## Task statement
Quote only the lines from the top of the listing below down to and including the line with "</campaign-summary>".
++++ Information supplied ++++
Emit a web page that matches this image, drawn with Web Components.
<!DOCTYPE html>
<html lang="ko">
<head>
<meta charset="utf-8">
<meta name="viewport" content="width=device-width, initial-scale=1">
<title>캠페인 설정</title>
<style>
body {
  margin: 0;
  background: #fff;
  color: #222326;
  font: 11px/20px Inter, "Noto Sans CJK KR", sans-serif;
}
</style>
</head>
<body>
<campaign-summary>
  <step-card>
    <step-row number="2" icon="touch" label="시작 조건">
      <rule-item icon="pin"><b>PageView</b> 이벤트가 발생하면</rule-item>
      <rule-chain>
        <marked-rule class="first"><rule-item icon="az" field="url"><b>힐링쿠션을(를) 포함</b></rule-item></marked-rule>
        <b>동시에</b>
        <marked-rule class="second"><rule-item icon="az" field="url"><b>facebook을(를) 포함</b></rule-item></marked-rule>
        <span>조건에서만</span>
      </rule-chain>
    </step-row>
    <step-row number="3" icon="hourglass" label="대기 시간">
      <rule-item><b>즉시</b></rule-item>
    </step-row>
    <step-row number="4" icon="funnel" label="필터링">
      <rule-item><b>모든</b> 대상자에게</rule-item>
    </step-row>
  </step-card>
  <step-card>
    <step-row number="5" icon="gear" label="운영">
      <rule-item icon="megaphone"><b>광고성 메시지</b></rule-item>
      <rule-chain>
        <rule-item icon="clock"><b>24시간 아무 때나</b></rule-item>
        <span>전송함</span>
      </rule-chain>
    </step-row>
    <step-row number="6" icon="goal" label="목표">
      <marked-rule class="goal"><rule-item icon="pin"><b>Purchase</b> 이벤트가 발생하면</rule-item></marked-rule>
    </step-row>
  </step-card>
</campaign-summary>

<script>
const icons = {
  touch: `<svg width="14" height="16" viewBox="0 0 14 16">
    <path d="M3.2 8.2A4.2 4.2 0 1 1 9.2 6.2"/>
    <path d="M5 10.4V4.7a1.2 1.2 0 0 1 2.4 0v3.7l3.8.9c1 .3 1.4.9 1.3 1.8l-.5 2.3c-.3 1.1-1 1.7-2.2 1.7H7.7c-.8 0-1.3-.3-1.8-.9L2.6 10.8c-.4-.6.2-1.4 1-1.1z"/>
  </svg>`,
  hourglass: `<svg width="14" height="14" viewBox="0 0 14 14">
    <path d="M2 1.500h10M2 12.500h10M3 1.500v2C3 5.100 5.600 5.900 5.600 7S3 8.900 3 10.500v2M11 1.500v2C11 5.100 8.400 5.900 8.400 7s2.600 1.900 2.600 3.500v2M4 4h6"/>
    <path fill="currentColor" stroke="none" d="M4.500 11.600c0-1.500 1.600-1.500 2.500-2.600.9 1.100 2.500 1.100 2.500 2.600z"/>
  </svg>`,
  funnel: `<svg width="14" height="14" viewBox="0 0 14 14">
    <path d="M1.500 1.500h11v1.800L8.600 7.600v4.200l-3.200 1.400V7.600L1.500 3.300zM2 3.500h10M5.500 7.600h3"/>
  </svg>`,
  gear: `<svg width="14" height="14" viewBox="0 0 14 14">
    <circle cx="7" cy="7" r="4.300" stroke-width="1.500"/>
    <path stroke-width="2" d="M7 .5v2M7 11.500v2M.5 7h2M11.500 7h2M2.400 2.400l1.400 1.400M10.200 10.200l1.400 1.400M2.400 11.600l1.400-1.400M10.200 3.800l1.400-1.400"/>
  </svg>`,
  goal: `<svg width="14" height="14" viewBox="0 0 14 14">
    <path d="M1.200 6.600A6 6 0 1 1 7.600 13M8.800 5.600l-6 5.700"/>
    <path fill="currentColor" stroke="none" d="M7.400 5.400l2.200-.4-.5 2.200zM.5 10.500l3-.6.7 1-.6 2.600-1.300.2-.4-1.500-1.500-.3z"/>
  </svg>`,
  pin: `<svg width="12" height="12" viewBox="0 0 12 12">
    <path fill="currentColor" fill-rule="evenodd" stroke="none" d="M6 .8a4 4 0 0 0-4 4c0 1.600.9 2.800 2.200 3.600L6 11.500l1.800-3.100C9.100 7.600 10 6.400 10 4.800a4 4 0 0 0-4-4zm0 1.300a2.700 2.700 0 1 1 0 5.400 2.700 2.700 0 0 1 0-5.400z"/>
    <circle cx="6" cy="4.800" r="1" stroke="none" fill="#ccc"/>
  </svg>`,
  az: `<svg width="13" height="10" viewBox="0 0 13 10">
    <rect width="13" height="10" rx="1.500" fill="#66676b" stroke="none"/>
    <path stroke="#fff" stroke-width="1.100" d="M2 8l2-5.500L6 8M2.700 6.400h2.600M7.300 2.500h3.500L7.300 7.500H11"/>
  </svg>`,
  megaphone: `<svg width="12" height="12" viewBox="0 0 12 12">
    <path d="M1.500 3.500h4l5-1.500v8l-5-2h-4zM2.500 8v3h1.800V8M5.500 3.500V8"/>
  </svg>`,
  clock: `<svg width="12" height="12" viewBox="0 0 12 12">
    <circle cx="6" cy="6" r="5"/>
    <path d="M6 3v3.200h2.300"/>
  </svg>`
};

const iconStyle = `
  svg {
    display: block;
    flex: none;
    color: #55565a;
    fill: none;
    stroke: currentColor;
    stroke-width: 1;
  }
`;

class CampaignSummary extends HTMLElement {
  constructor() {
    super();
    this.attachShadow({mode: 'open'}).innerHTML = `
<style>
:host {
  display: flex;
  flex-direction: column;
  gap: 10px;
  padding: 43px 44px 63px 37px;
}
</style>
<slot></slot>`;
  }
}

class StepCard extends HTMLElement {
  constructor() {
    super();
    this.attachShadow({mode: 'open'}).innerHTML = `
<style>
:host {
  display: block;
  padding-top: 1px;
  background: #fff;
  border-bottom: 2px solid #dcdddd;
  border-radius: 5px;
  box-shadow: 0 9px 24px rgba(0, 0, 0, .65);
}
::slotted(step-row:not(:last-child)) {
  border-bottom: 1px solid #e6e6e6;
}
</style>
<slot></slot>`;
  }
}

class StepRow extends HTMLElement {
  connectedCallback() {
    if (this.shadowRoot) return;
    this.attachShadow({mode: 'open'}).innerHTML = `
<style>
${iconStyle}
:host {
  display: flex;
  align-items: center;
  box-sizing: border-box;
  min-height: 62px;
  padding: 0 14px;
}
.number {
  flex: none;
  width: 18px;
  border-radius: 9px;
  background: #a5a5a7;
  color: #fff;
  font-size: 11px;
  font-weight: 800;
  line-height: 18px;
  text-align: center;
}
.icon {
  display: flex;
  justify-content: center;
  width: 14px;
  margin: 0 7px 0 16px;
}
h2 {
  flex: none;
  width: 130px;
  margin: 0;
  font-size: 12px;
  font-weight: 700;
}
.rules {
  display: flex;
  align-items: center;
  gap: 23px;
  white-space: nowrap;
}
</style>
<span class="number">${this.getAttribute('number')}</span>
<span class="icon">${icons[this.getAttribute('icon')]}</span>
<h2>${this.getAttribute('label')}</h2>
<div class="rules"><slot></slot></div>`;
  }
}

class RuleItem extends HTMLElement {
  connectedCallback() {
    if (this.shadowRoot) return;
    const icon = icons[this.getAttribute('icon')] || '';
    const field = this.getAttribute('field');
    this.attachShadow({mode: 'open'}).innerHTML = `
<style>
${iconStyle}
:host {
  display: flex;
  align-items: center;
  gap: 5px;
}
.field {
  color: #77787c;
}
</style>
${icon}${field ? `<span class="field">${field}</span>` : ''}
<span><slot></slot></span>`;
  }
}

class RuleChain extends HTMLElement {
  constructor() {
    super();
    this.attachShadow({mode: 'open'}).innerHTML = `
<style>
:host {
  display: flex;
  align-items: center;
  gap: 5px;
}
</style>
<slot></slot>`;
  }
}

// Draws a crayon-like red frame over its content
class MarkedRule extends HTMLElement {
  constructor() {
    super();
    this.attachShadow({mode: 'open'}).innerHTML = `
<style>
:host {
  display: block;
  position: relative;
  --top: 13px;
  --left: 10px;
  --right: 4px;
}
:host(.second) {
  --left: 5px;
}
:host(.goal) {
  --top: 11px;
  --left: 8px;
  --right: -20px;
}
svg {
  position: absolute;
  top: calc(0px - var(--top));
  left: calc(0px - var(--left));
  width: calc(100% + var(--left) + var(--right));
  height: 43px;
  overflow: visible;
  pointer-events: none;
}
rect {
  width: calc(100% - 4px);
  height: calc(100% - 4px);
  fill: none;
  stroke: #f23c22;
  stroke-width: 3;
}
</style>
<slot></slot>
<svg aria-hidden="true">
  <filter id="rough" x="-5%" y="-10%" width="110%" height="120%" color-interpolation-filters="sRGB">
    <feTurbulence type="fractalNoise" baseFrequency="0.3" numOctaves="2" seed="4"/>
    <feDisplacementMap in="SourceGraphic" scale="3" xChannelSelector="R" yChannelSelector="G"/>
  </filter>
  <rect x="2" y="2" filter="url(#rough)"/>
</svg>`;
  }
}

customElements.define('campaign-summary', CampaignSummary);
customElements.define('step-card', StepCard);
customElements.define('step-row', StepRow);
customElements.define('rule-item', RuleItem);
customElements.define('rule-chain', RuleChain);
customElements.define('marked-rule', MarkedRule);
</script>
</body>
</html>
++++
## Reply
Emit a web page that matches this image, drawn with Web Components.
<!DOCTYPE html>
<html lang="ko">
<head>
<meta charset="utf-8">
<meta name="viewport" content="width=device-width, initial-scale=1">
<title>캠페인 설정</title>
<style>
body {
  margin: 0;
  background: #fff;
  color: #222326;
  font: 11px/20px Inter, "Noto Sans CJK KR", sans-serif;
}
</style>
</head>
<body>
<campaign-summary>
  <step-card>
    <step-row number="2" icon="touch" label="시작 조건">
      <rule-item icon="pin"><b>PageView</b> 이벤트가 발생하면</rule-item>
      <rule-chain>
        <marked-rule class="first"><rule-item icon="az" field="url"><b>힐링쿠션을(를) 포함</b></rule-item></marked-rule>
        <b>동시에</b>
        <marked-rule class="second"><rule-item icon="az" field="url"><b>facebook을(를) 포함</b></rule-item></marked-rule>
        <span>조건에서만</span>
      </rule-chain>
    </step-row>
    <step-row number="3" icon="hourglass" label="대기 시간">
      <rule-item><b>즉시</b></rule-item>
    </step-row>
    <step-row number="4" icon="funnel" label="필터링">
      <rule-item><b>모든</b> 대상자에게</rule-item>
    </step-row>
  </step-card>
  <step-card>
    <step-row number="5" icon="gear" label="운영">
      <rule-item icon="megaphone"><b>광고성 메시지</b></rule-item>
      <rule-chain>
        <rule-item icon="clock"><b>24시간 아무 때나</b></rule-item>
        <span>전송함</span>
      </rule-chain>
    </step-row>
    <step-row number="6" icon="goal" label="목표">
      <marked-rule class="goal"><rule-item icon="pin"><b>Purchase</b> 이벤트가 발생하면</rule-item></marked-rule>
    </step-row>
  </step-card>
</campaign-summary>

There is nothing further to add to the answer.